> [Work instructions]: From the entries below, please gather each line containing the string "this".

-- START The data --

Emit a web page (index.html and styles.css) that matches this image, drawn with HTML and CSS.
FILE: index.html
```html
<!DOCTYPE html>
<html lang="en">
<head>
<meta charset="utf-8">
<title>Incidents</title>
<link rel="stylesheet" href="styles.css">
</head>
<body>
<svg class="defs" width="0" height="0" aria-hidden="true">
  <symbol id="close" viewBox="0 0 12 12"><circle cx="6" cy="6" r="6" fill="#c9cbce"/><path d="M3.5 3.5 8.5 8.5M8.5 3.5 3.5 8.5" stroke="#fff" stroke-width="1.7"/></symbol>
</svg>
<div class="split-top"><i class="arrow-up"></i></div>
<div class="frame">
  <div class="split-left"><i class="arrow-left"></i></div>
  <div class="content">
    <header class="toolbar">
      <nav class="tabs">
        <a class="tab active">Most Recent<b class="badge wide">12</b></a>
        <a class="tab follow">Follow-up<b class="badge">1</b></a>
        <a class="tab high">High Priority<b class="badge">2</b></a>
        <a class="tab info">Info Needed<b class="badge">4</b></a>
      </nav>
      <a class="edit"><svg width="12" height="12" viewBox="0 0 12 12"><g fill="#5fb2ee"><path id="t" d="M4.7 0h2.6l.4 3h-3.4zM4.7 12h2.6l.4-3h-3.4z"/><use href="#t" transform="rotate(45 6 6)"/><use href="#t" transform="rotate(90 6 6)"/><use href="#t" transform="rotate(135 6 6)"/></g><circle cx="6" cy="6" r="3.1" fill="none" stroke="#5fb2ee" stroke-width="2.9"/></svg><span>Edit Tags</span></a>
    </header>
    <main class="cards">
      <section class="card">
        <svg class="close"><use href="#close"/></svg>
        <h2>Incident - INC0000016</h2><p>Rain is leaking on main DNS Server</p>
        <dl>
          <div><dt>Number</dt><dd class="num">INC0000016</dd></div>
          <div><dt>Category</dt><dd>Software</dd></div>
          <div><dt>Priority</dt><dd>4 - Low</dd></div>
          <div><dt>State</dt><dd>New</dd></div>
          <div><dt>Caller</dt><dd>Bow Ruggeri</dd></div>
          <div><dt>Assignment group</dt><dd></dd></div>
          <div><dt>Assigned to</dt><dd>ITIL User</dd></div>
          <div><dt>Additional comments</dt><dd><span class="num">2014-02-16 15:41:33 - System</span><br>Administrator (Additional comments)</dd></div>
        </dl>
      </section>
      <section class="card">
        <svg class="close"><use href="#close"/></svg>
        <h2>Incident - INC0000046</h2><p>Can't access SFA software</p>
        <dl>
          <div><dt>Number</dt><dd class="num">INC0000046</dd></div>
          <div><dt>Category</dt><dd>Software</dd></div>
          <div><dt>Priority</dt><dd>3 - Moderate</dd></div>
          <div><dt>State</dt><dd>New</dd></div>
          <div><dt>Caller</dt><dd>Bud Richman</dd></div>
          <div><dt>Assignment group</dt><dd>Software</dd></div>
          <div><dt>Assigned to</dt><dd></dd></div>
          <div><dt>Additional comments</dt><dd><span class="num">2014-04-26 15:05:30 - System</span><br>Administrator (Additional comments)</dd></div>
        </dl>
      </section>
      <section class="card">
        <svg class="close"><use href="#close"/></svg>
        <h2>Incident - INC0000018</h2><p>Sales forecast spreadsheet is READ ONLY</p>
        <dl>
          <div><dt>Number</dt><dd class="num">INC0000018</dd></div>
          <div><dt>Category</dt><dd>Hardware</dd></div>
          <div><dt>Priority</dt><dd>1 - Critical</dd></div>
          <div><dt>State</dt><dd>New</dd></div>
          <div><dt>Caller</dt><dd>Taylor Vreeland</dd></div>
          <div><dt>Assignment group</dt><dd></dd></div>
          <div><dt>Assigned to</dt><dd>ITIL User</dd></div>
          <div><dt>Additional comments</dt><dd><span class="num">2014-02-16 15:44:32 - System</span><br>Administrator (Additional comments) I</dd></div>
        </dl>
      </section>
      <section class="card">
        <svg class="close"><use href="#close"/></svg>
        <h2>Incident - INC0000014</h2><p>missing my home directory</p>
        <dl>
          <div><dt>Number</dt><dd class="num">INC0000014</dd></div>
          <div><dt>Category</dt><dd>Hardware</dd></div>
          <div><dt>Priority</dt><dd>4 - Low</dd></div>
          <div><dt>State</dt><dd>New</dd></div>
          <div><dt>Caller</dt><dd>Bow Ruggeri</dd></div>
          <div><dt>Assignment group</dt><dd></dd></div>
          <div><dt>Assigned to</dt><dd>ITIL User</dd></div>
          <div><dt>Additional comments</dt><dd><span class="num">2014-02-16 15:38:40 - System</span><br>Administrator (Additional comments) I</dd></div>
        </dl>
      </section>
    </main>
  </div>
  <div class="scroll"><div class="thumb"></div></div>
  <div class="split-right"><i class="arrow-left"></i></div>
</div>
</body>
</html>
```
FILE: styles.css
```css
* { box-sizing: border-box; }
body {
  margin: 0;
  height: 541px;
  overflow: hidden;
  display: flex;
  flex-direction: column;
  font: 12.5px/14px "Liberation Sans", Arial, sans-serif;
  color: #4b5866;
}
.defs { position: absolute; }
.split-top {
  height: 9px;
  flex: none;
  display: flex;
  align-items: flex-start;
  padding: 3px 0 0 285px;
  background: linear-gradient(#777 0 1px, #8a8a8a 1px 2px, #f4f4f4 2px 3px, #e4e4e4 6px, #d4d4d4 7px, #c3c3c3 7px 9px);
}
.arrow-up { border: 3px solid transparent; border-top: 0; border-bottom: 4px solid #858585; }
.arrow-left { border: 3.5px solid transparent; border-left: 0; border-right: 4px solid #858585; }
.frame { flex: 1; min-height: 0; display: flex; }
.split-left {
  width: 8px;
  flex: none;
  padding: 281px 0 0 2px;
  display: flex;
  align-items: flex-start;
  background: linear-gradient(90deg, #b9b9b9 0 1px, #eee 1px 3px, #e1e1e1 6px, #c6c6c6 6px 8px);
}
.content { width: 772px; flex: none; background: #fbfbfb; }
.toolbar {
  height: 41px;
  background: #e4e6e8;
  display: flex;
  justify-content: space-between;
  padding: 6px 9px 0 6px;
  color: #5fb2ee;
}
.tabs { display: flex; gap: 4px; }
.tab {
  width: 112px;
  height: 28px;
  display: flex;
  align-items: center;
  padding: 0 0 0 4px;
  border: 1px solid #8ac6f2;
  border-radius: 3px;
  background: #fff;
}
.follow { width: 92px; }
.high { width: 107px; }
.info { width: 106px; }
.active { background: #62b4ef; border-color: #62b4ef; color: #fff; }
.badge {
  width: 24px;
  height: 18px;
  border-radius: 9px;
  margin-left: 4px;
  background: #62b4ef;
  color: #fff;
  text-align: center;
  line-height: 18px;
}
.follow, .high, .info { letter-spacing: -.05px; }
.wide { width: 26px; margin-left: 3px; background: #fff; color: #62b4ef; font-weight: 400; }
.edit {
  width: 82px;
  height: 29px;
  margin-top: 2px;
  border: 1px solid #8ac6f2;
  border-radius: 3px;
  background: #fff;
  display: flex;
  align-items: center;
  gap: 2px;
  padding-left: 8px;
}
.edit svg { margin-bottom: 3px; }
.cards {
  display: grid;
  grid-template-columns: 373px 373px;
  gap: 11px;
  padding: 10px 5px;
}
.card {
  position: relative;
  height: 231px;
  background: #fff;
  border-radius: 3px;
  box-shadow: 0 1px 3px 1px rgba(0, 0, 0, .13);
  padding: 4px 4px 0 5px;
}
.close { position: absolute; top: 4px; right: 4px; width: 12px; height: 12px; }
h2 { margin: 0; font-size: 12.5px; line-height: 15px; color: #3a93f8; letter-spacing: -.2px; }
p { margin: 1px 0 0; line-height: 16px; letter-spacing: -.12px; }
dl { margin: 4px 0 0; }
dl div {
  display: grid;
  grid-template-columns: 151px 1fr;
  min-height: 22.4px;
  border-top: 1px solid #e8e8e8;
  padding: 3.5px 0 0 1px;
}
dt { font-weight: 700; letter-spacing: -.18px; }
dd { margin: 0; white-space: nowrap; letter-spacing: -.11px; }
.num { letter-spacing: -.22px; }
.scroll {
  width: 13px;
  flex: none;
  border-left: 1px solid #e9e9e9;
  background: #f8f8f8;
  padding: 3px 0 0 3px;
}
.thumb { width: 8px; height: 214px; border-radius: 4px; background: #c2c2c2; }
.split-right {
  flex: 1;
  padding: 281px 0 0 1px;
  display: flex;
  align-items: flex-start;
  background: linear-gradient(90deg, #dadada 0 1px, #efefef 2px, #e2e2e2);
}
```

-- END The data --
-- START The data --

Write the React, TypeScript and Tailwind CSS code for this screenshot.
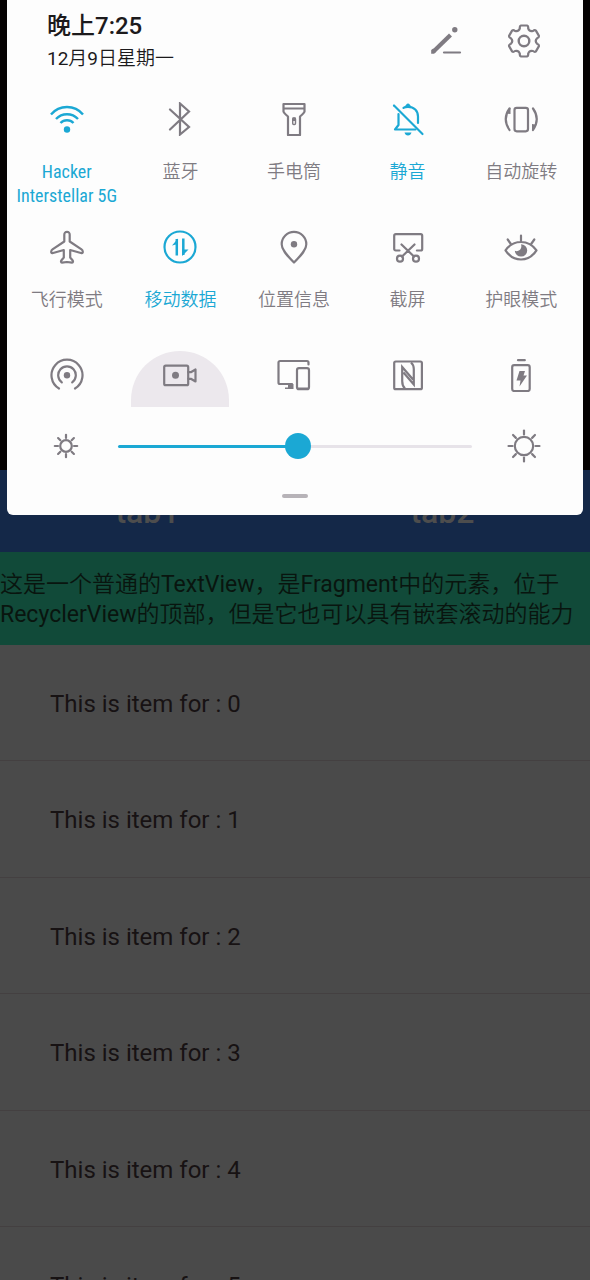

-- END The data --

> [Correct answer]:
Emit a web page (index.html and styles.css) that matches this image, drawn with HTML and CSS.
Write the React, TypeScript and Tailwind CSS code for this screenshot.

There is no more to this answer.